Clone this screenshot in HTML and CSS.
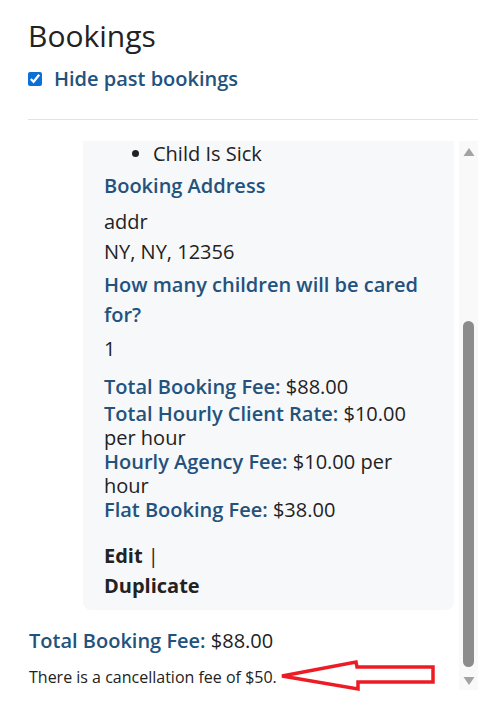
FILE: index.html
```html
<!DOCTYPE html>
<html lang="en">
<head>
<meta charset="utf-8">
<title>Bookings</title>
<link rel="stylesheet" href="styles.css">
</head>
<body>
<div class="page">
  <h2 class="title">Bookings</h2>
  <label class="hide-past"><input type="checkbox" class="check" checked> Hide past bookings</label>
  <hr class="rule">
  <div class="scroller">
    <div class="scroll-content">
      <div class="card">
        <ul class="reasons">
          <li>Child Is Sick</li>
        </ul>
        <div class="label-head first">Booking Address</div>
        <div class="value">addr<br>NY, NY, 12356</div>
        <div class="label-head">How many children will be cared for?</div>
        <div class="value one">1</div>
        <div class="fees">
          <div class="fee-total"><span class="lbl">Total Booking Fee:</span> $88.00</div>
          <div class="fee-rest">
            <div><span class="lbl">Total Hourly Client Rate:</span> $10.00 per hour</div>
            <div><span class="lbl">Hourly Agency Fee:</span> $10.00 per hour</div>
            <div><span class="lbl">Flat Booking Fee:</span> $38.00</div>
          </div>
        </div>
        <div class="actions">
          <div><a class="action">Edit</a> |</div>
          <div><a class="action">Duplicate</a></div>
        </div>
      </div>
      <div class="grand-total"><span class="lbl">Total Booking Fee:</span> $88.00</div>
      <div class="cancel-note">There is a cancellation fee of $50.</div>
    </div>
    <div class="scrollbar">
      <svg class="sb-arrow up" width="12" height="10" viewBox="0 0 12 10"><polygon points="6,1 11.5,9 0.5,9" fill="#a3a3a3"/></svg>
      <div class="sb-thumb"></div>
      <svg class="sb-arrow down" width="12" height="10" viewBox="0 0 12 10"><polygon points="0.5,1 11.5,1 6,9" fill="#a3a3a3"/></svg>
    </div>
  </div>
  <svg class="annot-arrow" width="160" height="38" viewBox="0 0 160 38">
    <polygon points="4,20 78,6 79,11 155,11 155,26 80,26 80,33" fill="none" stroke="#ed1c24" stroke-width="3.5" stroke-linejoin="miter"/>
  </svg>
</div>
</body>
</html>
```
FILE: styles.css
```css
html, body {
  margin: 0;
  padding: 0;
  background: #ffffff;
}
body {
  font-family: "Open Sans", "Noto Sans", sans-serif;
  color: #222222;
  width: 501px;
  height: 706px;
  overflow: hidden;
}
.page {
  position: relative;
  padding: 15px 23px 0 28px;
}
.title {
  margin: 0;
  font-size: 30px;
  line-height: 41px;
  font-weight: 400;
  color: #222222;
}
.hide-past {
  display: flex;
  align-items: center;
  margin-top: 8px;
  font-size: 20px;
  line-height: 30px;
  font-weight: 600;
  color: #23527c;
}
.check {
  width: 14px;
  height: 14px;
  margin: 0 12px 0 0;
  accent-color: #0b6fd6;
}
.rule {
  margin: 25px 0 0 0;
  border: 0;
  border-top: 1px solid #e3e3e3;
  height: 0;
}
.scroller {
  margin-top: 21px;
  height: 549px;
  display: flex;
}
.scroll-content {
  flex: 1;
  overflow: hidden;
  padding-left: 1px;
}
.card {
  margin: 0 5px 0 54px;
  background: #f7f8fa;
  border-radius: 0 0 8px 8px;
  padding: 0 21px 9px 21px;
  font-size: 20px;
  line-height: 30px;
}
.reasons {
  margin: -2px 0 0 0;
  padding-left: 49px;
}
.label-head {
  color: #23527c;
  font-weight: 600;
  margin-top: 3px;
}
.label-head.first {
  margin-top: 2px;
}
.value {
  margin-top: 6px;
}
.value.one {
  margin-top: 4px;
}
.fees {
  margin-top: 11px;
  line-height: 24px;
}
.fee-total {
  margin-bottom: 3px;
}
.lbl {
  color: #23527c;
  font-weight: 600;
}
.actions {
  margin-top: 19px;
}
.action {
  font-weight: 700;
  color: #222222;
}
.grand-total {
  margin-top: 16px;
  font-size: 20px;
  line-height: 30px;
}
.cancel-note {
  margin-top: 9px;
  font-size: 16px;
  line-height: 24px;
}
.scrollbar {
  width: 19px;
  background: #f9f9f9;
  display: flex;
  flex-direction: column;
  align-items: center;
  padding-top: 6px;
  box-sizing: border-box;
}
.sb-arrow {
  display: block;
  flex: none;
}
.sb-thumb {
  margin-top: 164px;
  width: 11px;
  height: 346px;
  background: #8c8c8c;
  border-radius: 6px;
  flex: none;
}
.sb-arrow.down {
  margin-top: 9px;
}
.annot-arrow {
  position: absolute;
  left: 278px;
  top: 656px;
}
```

WHAT YOU ARE ASKED TO DO: Return the listing above unchanged, apart from dropping its pictures.

WRITTEN RESPONSE:
Clone this screenshot in HTML and CSS.
FILE: index.html
```html
<!DOCTYPE html>
<html lang="en">
<head>
<meta charset="utf-8">
<title>Bookings</title>
<link rel="stylesheet" href="styles.css">
</head>
<body>
<div class="page">
  <h2 class="title">Bookings</h2>
  <label class="hide-past"><input type="checkbox" class="check" checked> Hide past bookings</label>
  <hr class="rule">
  <div class="scroller">
    <div class="scroll-content">
      <div class="card">
        <ul class="reasons">
          <li>Child Is Sick</li>
        </ul>
        <div class="label-head first">Booking Address</div>
        <div class="value">addr<br>NY, NY, 12356</div>
        <div class="label-head">How many children will be cared for?</div>
        <div class="value one">1</div>
        <div class="fees">
          <div class="fee-total"><span class="lbl">Total Booking Fee:</span> $88.00</div>
          <div class="fee-rest">
            <div><span class="lbl">Total Hourly Client Rate:</span> $10.00 per hour</div>
            <div><span class="lbl">Hourly Agency Fee:</span> $10.00 per hour</div>
            <div><span class="lbl">Flat Booking Fee:</span> $38.00</div>
          </div>
        </div>
        <div class="actions">
          <div><a class="action">Edit</a> |</div>
          <div><a class="action">Duplicate</a></div>
        </div>
      </div>
      <div class="grand-total"><span class="lbl">Total Booking Fee:</span> $88.00</div>
      <div class="cancel-note">There is a cancellation fee of $50.</div>
    </div>
    <div class="scrollbar">
      <svg class="sb-arrow up" width="12" height="10" viewBox="0 0 12 10"><polygon points="6,1 11.5,9 0.5,9" fill="#a3a3a3"/></svg>
      <div class="sb-thumb"></div>
      <svg class="sb-arrow down" width="12" height="10" viewBox="0 0 12 10"><polygon points="0.5,1 11.5,1 6,9" fill="#a3a3a3"/></svg>
    </div>
  </div>
  <svg class="annot-arrow" width="160" height="38" viewBox="0 0 160 38">
    <polygon points="4,20 78,6 79,11 155,11 155,26 80,26 80,33" fill="none" stroke="#ed1c24" stroke-width="3.5" stroke-linejoin="miter"/>
  </svg>
</div>
</body>
</html>
```
FILE: styles.css
```css
html, body {
  margin: 0;
  padding: 0;
  background: #ffffff;
}
body {
  font-family: "Open Sans", "Noto Sans", sans-serif;
  color: #222222;
  width: 501px;
  height: 706px;
  overflow: hidden;
}
.page {
  position: relative;
  padding: 15px 23px 0 28px;
}
.title {
  margin: 0;
  font-size: 30px;
  line-height: 41px;
  font-weight: 400;
  color: #222222;
}
.hide-past {
  display: flex;
  align-items: center;
  margin-top: 8px;
  font-size: 20px;
  line-height: 30px;
  font-weight: 600;
  color: #23527c;
}
.check {
  width: 14px;
  height: 14px;
  margin: 0 12px 0 0;
  accent-color: #0b6fd6;
}
.rule {
  margin: 25px 0 0 0;
  border: 0;
  border-top: 1px solid #e3e3e3;
  height: 0;
}
.scroller {
  margin-top: 21px;
  height: 549px;
  display: flex;
}
.scroll-content {
  flex: 1;
  overflow: hidden;
  padding-left: 1px;
}
.card {
  margin: 0 5px 0 54px;
  background: #f7f8fa;
  border-radius: 0 0 8px 8px;
  padding: 0 21px 9px 21px;
  font-size: 20px;
  line-height: 30px;
}
.reasons {
  margin: -2px 0 0 0;
  padding-left: 49px;
}
.label-head {
  color: #23527c;
  font-weight: 600;
  margin-top: 3px;
}
.label-head.first {
  margin-top: 2px;
}
.value {
  margin-top: 6px;
}
.value.one {
  margin-top: 4px;
}
.fees {
  margin-top: 11px;
  line-height: 24px;
}
.fee-total {
  margin-bottom: 3px;
}
.lbl {
  color: #23527c;
  font-weight: 600;
}
.actions {
  margin-top: 19px;
}
.action {
  font-weight: 700;
  color: #222222;
}
.grand-total {
  margin-top: 16px;
  font-size: 20px;
  line-height: 30px;
}
.cancel-note {
  margin-top: 9px;
  font-size: 16px;
  line-height: 24px;
}
.scrollbar {
  width: 19px;
  background: #f9f9f9;
  display: flex;
  flex-direction: column;
  align-items: center;
  padding-top: 6px;
  box-sizing: border-box;
}
.sb-arrow {
  display: block;
  flex: none;
}
.sb-thumb {
  margin-top: 164px;
  width: 11px;
  height: 346px;
  background: #8c8c8c;
  border-radius: 6px;
  flex: none;
}
.sb-arrow.down {
  margin-top: 9px;
}
.annot-arrow {
  position: absolute;
  left: 278px;
  top: 656px;
}
```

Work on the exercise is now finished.